Assim, e tendo em vista a previsão legal, que se sobrepõe à normativa estadual, caso confirmada a transferência entre registros de proprietários diversos, formalização por meio de escritura pública será necessária com respeito à fração mínima de parcelamento de imóvel rural e recolhimento do imposto de transmissão eventualmente devido.

Necessária, por consequência, atualização das Normas de Serviço para que se exclua a previsão final do subitem 136.24 do Capítulo XX, a qual não se coaduna com a regra do artigo 213, §9∘, da Lei n.6.015/73 citado acima, nem com todo o sistema jurídico em vigor.

De fato, dispensa de escritura pública somente será possível na hipótese do artigo 108 do Código Civil.

A norma, portanto, se adequa ao sistema jurídico em vigor nos seguintes moldes:

“136.24. Importando a transação em transferência de área, deverão ser atendidos os requisitos da legislação civil e do art. 213, inciso II, § da Lei .

Ante o exposto, o parecer que apresento ao elevado critério de Vossa Excelência é no sentido de que seja dado provimento ao recurso para se determinar o prosseguimento do procedimento extrajudicial de retificação da matrícula n.366 do Registro de Imóveis, Títulos e Documentos e Civil de Pessoas Jurídicas da Comarca de Rio Claro, com notificação do confrontante faltante e futura análise do pedido à vista da legislação em vigor.

Sugere-se, ainda, alteração das Normas de Serviço Extrajudicial conforme minuta de Provimento abaixo.

Sub censura.

São Paulo, data registrada no sistema.

Luciana Carone Nucci Eugênio Mahuad

Juíza Assessora da Corregedoria

Assinatura Eletrônica

CONCLUSÃO

Em 25 de junho de 2025, faço estes autos conclusos ao Doutor FRANCISCO LOUREIRO, Excelentíssimo Corregedor Geral da Justiça. Eu, Silvana Trivelin Daniele, Escrevente Técnico Judiciário, GAB 3.1, subscrevi.

Proc. 1013331-20.2024.8.26.0510

Vistos. Aprovo o parecer apresentado pela MM. Juíza Assessora da Corregedoria e por seus fundamentos, ora adotados, dou provimento ao recurso para:

a) determinar o prosseguimento do procedimento extrajudicial de retificação da matrícula n.366 do Registro de Imóveis, Títulos e Documentos e Civil de Pessoas Jurídicas da Comarca de Rio Claro, com notificação do confrontante faltante e futura análise do pedido à vista da legislação em vigor;

b) editar o Provimento sugerido conforme minuta apresentada, a ser publicado, juntamente com o parecer e esta decisão, no DJe e no Portal do Extrajudicial.

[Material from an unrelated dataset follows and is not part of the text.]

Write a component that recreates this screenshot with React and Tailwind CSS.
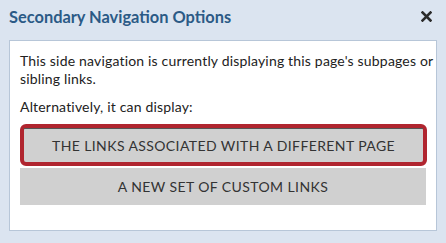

Oportunamente, arquivem-se os autos.

Int.

São Paulo, data registrada no sistema.

FRANCISCO LOUREIRO

Corregedor Geral da Justiça

Assinatura Eletrônica

_____________________

1 Ação de retificação de registro imobiliário. Direito notarial e registral: homenagem às Varas de Registros Públicos da Comarca de São Paulo. São Paulo: Quartier Latin, 2016, p. 457.

2 NSCGJ de São Paulo, Cap. XX: “136.6. Uma vez atendidos os requisitos de que tratam o inciso II, § 1∘ do art 213, da Lei 6.015/73, o oficial averbará a retificação no prazo máximo de 30 (trinta) dias contados da data do protocolo do requerimento. A prática do ato será lançada, resumidamente, na coluna do Livro n∘ 1- Protocolo, destinada a anotação dos atos formalizados, e deverá ser certificada no procedimento administrativo da retificação. Se, no entanto, em razão das notificações ou diligências que devam se realizar, o procedimento não puder ser concluído em 30 (trinta) dias, a prenotação ficará prorrogada até a conclusão do ato, devendo tal dado constar de todas as certidões emitidas. NOTA -A retificação será negada pelo Oficial de Registro de Imóveis sempre que não for possível verificar que o registro corresponde ao imóvel descrito na planta e no memorial descritivo, identificar todos os confinantes tabulares do registro a ser retificado, ou implicar transposição, para o registro, de imóvel ou parcela de imóvel de domínio público, ainda que não seja impugnada. A transposição de parcela de imóvel pertencente a confrontante somente será admitida na hipótese de transação, na forma do subitem 136.24, com prova do recolhimento do imposto que incidir”.